We know it’s a painful issue, and we will likely prioritize it accordingly, but I cannot give a deadline.

@balazs.benics so since this happens often enough I checked, and the PR diff size doesn’t seem to be the reason. Even small PRs sometimes trigger this performance cliff.

The interesting part I found is that the same PR will repeatedly trigger this performance cliff, meaning it’s probably a systematic issue.

However since sonar-scanner even with -X doesn’t provide much information what the Z3 solver is doing I can’t see which files/TUs are causing this. Maybe there is some pattern there, e.g. many includes, large files, etc.

Is there some debug option on the Z3 solver that could be bubbled up to sonar-scanner? That way maybe we can help diagnose this issue faster.

Best regards,

Carl

As of now, we don’t log Z3 refutation times. So no, we don’t have anything to help the investigation.

Have you checked that with disabled Z3 refutation, the PR analysis takes considerably less time?

@Carl My colleague suggested to me that you could sort the log entries like this:
16:22:52 15:22:48.079 INFO: [pool-3-thread-3] sort by pool per thread. This way by subtracting two subsequent timestamps you could have a rough idea of how long the given file took to analyze.

After finding the offending file, you could create a reproducer for it by using the sonar.cfamily.reproducer=/path/to/file.cpp option. Let me know if you only want to share it privately, in which case I’ll PM you to open a channel.
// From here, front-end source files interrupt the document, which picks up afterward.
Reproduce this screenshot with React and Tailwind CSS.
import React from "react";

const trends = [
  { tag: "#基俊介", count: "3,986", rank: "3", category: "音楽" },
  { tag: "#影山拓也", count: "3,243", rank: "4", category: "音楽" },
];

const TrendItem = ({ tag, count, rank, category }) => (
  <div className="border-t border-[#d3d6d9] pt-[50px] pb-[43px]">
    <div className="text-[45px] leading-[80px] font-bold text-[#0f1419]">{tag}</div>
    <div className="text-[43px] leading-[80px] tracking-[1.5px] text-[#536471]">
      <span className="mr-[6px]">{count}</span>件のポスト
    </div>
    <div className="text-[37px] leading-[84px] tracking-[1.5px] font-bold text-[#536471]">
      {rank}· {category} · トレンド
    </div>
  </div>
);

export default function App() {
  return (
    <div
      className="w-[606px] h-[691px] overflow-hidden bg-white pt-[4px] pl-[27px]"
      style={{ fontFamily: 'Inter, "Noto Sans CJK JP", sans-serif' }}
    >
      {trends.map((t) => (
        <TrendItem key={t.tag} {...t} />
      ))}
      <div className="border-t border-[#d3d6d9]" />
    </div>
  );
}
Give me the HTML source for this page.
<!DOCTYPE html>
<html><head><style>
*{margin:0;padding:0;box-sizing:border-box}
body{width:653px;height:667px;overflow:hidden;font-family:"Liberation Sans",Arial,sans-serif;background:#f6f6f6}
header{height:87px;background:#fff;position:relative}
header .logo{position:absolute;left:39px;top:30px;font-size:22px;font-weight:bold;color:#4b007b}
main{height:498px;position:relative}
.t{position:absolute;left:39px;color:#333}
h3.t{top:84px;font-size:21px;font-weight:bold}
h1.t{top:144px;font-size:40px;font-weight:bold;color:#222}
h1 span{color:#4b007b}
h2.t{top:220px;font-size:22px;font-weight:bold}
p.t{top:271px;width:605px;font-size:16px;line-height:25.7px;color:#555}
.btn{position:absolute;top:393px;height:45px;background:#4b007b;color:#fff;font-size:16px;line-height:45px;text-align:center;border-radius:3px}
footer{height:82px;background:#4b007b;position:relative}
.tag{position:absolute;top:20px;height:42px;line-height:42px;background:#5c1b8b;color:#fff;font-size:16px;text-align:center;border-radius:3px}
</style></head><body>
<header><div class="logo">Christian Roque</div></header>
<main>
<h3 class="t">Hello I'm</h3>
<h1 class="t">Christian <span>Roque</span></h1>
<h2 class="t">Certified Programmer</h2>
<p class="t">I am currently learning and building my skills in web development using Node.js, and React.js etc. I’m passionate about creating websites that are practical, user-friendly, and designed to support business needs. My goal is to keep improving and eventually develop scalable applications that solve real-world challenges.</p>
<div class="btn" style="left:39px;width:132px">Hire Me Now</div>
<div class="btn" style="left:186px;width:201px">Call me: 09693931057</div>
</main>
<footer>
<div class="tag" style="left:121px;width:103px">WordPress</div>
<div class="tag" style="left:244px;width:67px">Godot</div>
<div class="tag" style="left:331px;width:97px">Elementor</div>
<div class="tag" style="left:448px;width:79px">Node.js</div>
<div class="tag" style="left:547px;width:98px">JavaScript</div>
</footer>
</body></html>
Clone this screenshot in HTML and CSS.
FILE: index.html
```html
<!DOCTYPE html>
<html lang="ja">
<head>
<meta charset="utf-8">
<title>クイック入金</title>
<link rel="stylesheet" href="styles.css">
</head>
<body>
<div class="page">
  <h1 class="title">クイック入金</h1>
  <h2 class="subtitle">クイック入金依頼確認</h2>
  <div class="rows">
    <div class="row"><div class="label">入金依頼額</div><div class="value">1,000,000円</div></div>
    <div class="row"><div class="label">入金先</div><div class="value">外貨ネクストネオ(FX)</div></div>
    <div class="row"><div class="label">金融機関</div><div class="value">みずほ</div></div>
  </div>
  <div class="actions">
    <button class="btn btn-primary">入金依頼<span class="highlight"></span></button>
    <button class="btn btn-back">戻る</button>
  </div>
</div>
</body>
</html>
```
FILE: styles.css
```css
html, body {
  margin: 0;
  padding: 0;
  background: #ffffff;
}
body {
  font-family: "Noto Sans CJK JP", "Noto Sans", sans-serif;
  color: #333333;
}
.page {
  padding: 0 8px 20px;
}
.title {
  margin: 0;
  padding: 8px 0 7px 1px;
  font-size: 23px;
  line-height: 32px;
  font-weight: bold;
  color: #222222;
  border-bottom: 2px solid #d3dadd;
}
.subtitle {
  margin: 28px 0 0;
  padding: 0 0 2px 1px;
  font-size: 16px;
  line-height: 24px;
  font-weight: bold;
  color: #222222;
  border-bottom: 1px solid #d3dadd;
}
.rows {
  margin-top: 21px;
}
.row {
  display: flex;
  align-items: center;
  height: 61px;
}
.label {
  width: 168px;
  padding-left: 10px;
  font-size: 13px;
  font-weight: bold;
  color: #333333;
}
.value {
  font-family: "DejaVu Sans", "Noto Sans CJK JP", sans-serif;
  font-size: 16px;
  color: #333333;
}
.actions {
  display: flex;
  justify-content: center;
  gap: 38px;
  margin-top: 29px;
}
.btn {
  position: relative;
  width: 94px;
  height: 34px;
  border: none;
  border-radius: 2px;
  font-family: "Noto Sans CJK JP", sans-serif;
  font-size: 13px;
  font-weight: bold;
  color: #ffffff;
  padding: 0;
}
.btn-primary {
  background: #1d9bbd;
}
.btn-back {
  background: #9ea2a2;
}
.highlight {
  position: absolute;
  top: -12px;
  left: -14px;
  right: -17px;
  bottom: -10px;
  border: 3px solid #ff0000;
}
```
@balazs.benics I tried this now

cat sonarqube.log | rg --color never -p '\d\d:\d\d:\d\d\.\d\d\d - \[pool' | perl -pe 's/.*(\d\d:\d\d:\d\d\.\d\d\d) - \[pool-(\d*)-thread-(\d*)\]\s+(.*)/$2-$3-$1-$4/' | sort -h | code -

I put the log in sonarqube.log for this, and used regex to filter all the messages from the scanner, perl to reorder it, sort -h to sort it by the new ordering (pool number, thread number, then timestamp).

Looking at the file it doesn’t seem particularly big. However it has recursion in it, which might cause the issues here.

Looks good.

Is the running-time distribution considerably different if you disable Z3 refutation?
Can you share the sonarqube.log file?

What recursion are you referring to?

I’m afraid I can’t share the sonarqube.log. It’s also not particularly interesting except that this one file takes long to process and Z3 takes long to process, too, according to its own debug message.

I found another build today that took long and it was the same file.

Recursion in the sense that there’s a function that’s recursive in the file. I’m guessing this is causing the Z3 solver to hit some edge case where it goes too deep or something.

To clarify, are you still not comfortable sharing the reproducer with us privately?
It would be interesting to see the concrete case you are dealing with.

Maybe you can redact the sensitive parts if you are lucky while preserving reason why it’s so slow, although the reduction process is really sensitive and I cannot really full heartedly ask you to do so.

This topic was automatically closed 7 days after the last reply. New replies are no longer allowed.